* **Written task**
Within this material, how many lines have the string "page" in them? The answer is a number, with nothing added.

[Stored dataset items]
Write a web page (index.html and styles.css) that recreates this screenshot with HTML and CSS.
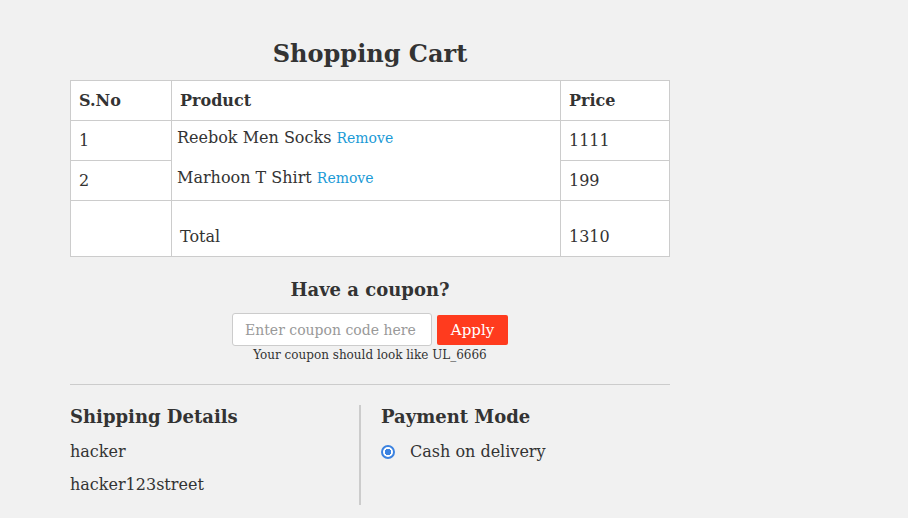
FILE: index.html
```html
<!DOCTYPE html>
<html>
<head>
<meta charset="utf-8">
<link rel="stylesheet" href="styles.css">
</head>
<body>
<div class="page">
  <h1 class="title">Shopping Cart</h1>
  <table class="cart">
    <thead>
      <tr><th class="c-no">S.No</th><th class="c-prod">Product</th><th class="c-price">Price</th></tr>
    </thead>
    <tbody>
      <tr>
        <td>1</td>
        <td class="prod" rowspan="2">
          <div class="item">Reebok Men Socks <a class="remove" href="#">Remove</a></div>
          <div class="item">Marhoon T Shirt <a class="remove" href="#">Remove</a></div>
        </td>
        <td>1111</td>
      </tr>
      <tr><td>2</td><td>199</td></tr>
      <tr class="total"><td></td><td class="total-label">Total</td><td>1310</td></tr>
    </tbody>
  </table>

  <div class="coupon">
    <h2 class="coupon-title">Have a coupon?</h2>
    <div class="coupon-form">
      <input class="coupon-input" type="text" placeholder="Enter coupon code here">
      <button class="apply">Apply</button>
    </div>
    <div class="hint">Your coupon should look like UL_6666</div>
  </div>

  <hr class="sep">

  <div class="details">
    <div class="shipping">
      <h3 class="sec-title">Shipping Details</h3>
      <div class="line">hacker</div>
      <div class="line">hacker123street</div>
    </div>
    <div class="payment">
      <h3 class="sec-title">Payment Mode</h3>
      <label class="radio-row"><span class="radio"></span>Cash on delivery</label>
    </div>
  </div>
</div>
</body>
</html>
```
FILE: styles.css
```css
html, body {
  margin: 0;
  padding: 0;
  background: #f1f1f1;
  color: #333;
  font-family: "DejaVu Serif", serif;
  font-size: 16px;
}
.page {
  width: 600px;
  margin-left: 70px;
  padding-top: 39px;
}
.title {
  margin: 0 0 11px;
  text-align: center;
  font-size: 24px;
  line-height: 30px;
  font-weight: bold;
}
.cart {
  width: 600px;
  border-collapse: collapse;
  background: #fff;
}
.cart th, .cart td {
  border: 1px solid #ccc;
  text-align: left;
  padding: 0 8px;
  height: 39px;
  font-size: 16px;
  vertical-align: middle;
}
.cart th { font-weight: bold; }
.c-no { width: 84px; }
.c-price { width: 92px; }
.cart td.prod {
  padding: 0 5px;
  vertical-align: top;
}
.item {
  height: 40px;
  line-height: 34px;
}
.item + .item { height: 39px; }
.remove {
  color: #1a9ad6;
  font-size: 14px;
  text-decoration: none;
}
.cart .total td {
  height: 45px;
  vertical-align: bottom;
  padding-bottom: 10px;
}
.coupon {
  text-align: center;
  padding-top: 21px;
}
.coupon-title {
  margin: 0 0 11px;
  font-size: 18px;
  line-height: 24px;
  font-weight: bold;
}
.coupon-form {
  display: flex;
  justify-content: center;
  align-items: center;
  gap: 5px;
}
.coupon-input {
  box-sizing: border-box;
  width: 200px;
  height: 33px;
  border: 1px solid #ccc;
  border-radius: 3px;
  padding: 0 12px;
  font-family: "DejaVu Serif", serif;
  font-size: 14px;
  color: #333;
  background: #fff;
}
.coupon-input::placeholder { color: #999; }
.apply {
  box-sizing: border-box;
  width: 71px;
  height: 30px;
  border: none;
  border-radius: 2px;
  background: #ff3b1e;
  color: #fff;
  font-family: "DejaVu Serif", serif;
  font-size: 15px;
  padding: 0;
}
.hint {
  font-size: 12px;
  line-height: 16px;
  margin-top: 1px;
}
.sep {
  border: none;
  border-top: 1px solid #ccc;
  margin: 21px 0 0;
  height: 0;
}
.details {
  display: flex;
  margin-top: 20px;
}
.shipping {
  width: 289px;
  border-right: 2px solid #ccc;
  height: 99px;
  padding-top: 1px;
}
.payment {
  padding-left: 20px;
  padding-top: 1px;
}
.sec-title {
  margin: 0;
  font-size: 18px;
  line-height: 22px;
  font-weight: bold;
}
.line {
  margin-top: 13px;
  line-height: 22px;
}
.line + .line { margin-top: 11px; }
.radio-row {
  display: flex;
  align-items: center;
  margin-top: 13px;
  line-height: 22px;
}
.radio {
  box-sizing: border-box;
  width: 14px;
  height: 14px;
  border-radius: 50%;
  border: 2px solid #3b82e0;
  background: radial-gradient(circle, #3b82e0 0 3px, #fff 3.5px);
  margin-right: 15px;
}
```
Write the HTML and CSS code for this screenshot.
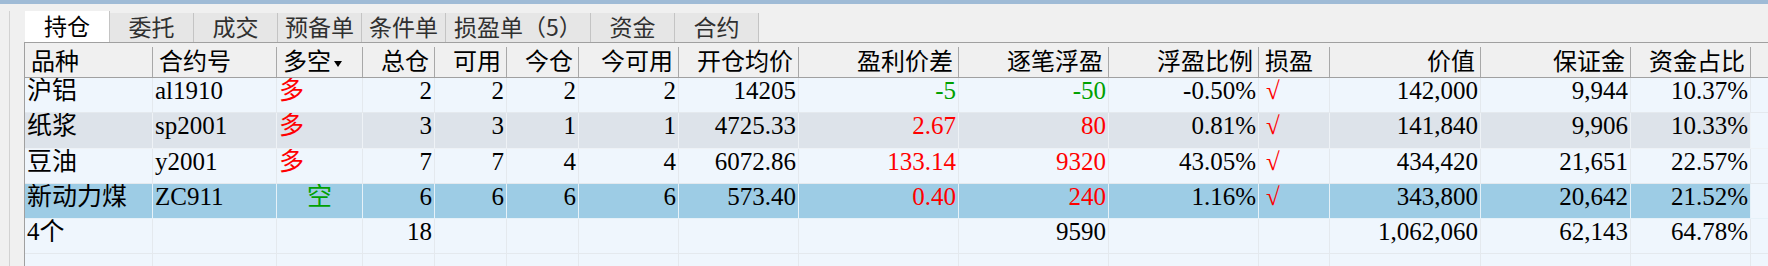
FILE: index.html
```html
<!DOCTYPE html>
<html lang="zh-CN">
<head>
<meta charset="utf-8">
<title>持仓</title>
<link rel="stylesheet" href="styles.css">
</head>
<body>
<div class="topbar"></div>
<div class="window">
  <div class="side"></div>
  <div class="panel">
    <div class="tabs">
      <div class="tab active">持仓</div>
      <div class="tab">委托</div>
      <div class="tab">成交</div>
      <div class="tab">预备单</div>
      <div class="tab">条件单</div>
      <div class="tab wide">损盈单（5）</div>
      <div class="tab">资金</div>
      <div class="tab">合约</div>
    </div>
    <div class="grid">
      <div class="row head">
        <div class="h">品种</div>
        <div class="h">合约号</div>
        <div class="h">多空<svg class="sort" width="8" height="6" viewBox="0 0 8 6"><polygon points="0,0 8,0 4,6" fill="#000"/></svg></div>
        <div class="h r">总仓</div>
        <div class="h r">可用</div>
        <div class="h r">今仓</div>
        <div class="h r">今可用</div>
        <div class="h r">开仓均价</div>
        <div class="h r">盈利价差</div>
        <div class="h r">逐笔浮盈</div>
        <div class="h r">浮盈比例</div>
        <div class="h">损盈</div>
        <div class="h r">价值</div>
        <div class="h r">保证金</div>
        <div class="h r">资金占比</div>
        <div class="h fill"></div>
      </div>

      <div class="row">
        <div class="d">沪铝</div>
        <div class="d">al1910</div>
        <div class="d dir red">多</div>
        <div class="d r">2</div>
        <div class="d r">2</div>
        <div class="d r">2</div>
        <div class="d r">2</div>
        <div class="d r">14205</div>
        <div class="d r green">-5</div>
        <div class="d r green">-50</div>
        <div class="d r">-0.50%</div>
        <div class="d chk red">√</div>
        <div class="d r">142,000</div>
        <div class="d r">9,944</div>
        <div class="d r">10.37%</div>
        <div class="d fill"></div>
      </div>

      <div class="row alt">
        <div class="d">纸浆</div>
        <div class="d">sp2001</div>
        <div class="d dir red">多</div>
        <div class="d r">3</div>
        <div class="d r">3</div>
        <div class="d r">1</div>
        <div class="d r">1</div>
        <div class="d r">4725.33</div>
        <div class="d r red">2.67</div>
        <div class="d r red">80</div>
        <div class="d r">0.81%</div>
        <div class="d chk red">√</div>
        <div class="d r">141,840</div>
        <div class="d r">9,906</div>
        <div class="d r">10.33%</div>
        <div class="d fill"></div>
      </div>

      <div class="row">
        <div class="d">豆油</div>
        <div class="d">y2001</div>
        <div class="d dir red">多</div>
        <div class="d r">7</div>
        <div class="d r">7</div>
        <div class="d r">4</div>
        <div class="d r">4</div>
        <div class="d r">6072.86</div>
        <div class="d r red">133.14</div>
        <div class="d r red">9320</div>
        <div class="d r">43.05%</div>
        <div class="d chk red">√</div>
        <div class="d r">434,420</div>
        <div class="d r">21,651</div>
        <div class="d r">22.57%</div>
        <div class="d fill"></div>
      </div>

      <div class="row sel">
        <div class="d">新动力煤</div>
        <div class="d">ZC911</div>
        <div class="d c green">空</div>
        <div class="d r">6</div>
        <div class="d r">6</div>
        <div class="d r">6</div>
        <div class="d r">6</div>
        <div class="d r">573.40</div>
        <div class="d r red">0.40</div>
        <div class="d r red">240</div>
        <div class="d r">1.16%</div>
        <div class="d chk red">√</div>
        <div class="d r">343,800</div>
        <div class="d r">20,642</div>
        <div class="d r">21.52%</div>
        <div class="d fill"></div>
      </div>

      <div class="row">
        <div class="d">4个</div>
        <div class="d"></div>
        <div class="d"></div>
        <div class="d r">18</div>
        <div class="d"></div>
        <div class="d"></div>
        <div class="d"></div>
        <div class="d"></div>
        <div class="d"></div>
        <div class="d r">9590</div>
        <div class="d"></div>
        <div class="d"></div>
        <div class="d r">1,062,060</div>
        <div class="d r">62,143</div>
        <div class="d r">64.78%</div>
        <div class="d fill"></div>
      </div>

      <div class="row empty">
        <div class="d"></div>
        <div class="d"></div>
        <div class="d"></div>
        <div class="d"></div>
        <div class="d"></div>
        <div class="d"></div>
        <div class="d"></div>
        <div class="d"></div>
        <div class="d"></div>
        <div class="d"></div>
        <div class="d"></div>
        <div class="d"></div>
        <div class="d"></div>
        <div class="d"></div>
        <div class="d"></div>
        <div class="d fill"></div>
      </div>
    </div>
  </div>
</div>
</body>
</html>
```

FILE: styles.css
```css
html, body {
  margin: 0;
  padding: 0;
  overflow: hidden;
}

body {
  width: 1768px;
  height: 266px;
  background: #f0f0f0;
  font-family: "Noto Sans CJK SC", sans-serif;
  color: #000;
}

.topbar {
  height: 4px;
  background: #9fbbd6;
}

.window {
  display: flex;
  height: 262px;
}

.side {
  width: 9px;
  flex: none;
}

.panel {
  flex: 1;
  margin-top: 7px;
  border-left: 1px solid #d2d2d2;
  padding-left: 14px;
  display: flex;
  flex-direction: column;
  min-width: 0;
}

/* tabs */
.tabs {
  display: flex;
  align-items: flex-end;
  height: 31px;
  margin-left: 1px;
}

.tab {
  box-sizing: border-box;
  width: 84px;
  height: 29px;
  background: #e6e6e6;
  border-right: 1px solid #c4c4c4;
  font-size: 23px;
  line-height: 27px;
  text-align: center;
  color: #303030;
  white-space: nowrap;
}

.tab.active {
  width: 85px;
  height: 31px;
  line-height: 29px;
  background: #ffffff;
  color: #000;
}

.tab.wide {
  width: 145px;
}

/* grid */
.grid {
  display: grid;
  grid-template-columns: 128px 124px 86px 72px 72px 72px 100px 120px 160px 150px 150px 71px 151px 150px 120px 1fr;
  grid-template-rows: 35px 35px 36px 35px 35px 35px 12px;
  border-top: 1px solid #a0a0a0;
  border-left: 1px solid #a0a0a0;
  background: #eff6fd;
}

.row {
  display: contents;
}

.h, .d {
  box-sizing: border-box;
  white-space: nowrap;
  overflow: hidden;
}

.h {
  font-family: "Noto Sans CJK SC", sans-serif;
  font-size: 24px;
  line-height: 34px;
  padding: 0 6px 0 6px;
  background: #f0f0f0 linear-gradient(#a8a8a8, #a8a8a8) no-repeat right 0 top 4px / 1px calc(100% - 4px);
  border-bottom: 1px solid #a0a0a0;
}

.h.fill {
  background: #f0f0f0;
}

.sort {
  margin-left: 3px;
  vertical-align: 3px;
}

.d {
  font-family: "Liberation Serif", "Noto Sans CJK SC", serif;
  font-size: 25px;
  line-height: 26px;
  padding: 0 2px 0 2px;
  background: #eff6fd;
  border-right: 1px solid #e4e9ee;
  border-bottom: 1px solid #e4e9ee;
}

.row.empty .d {
  border-bottom: none;
}

.row.alt .d {
  background: #dde3ea;
  border-color: #eef2f6;
}

.row.sel .d {
  background: #9dcce5;
  border-color: #e6f1f8;
}

.row .d.fill {
  background: #eff6fd;
  border-right: none;
}

.r {
  text-align: right;
}

.c {
  text-align: center;
}

.dir {
  padding-left: 2px;
}

.chk {
  padding-left: 7px;
}

.red {
  color: #ff0000;
}

.green {
  color: #00a000;
}
```
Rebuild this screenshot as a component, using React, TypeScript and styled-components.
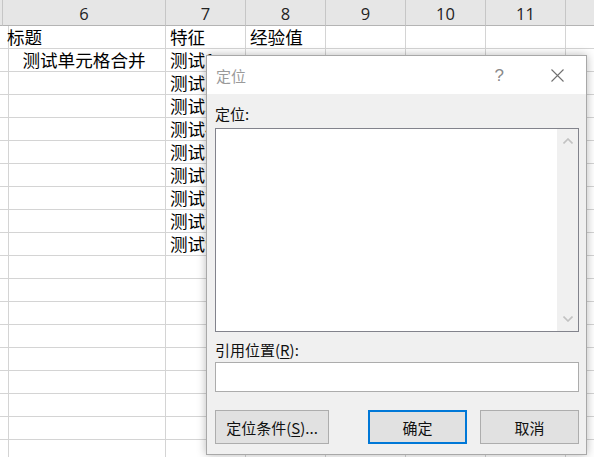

* **Completed exercise**
3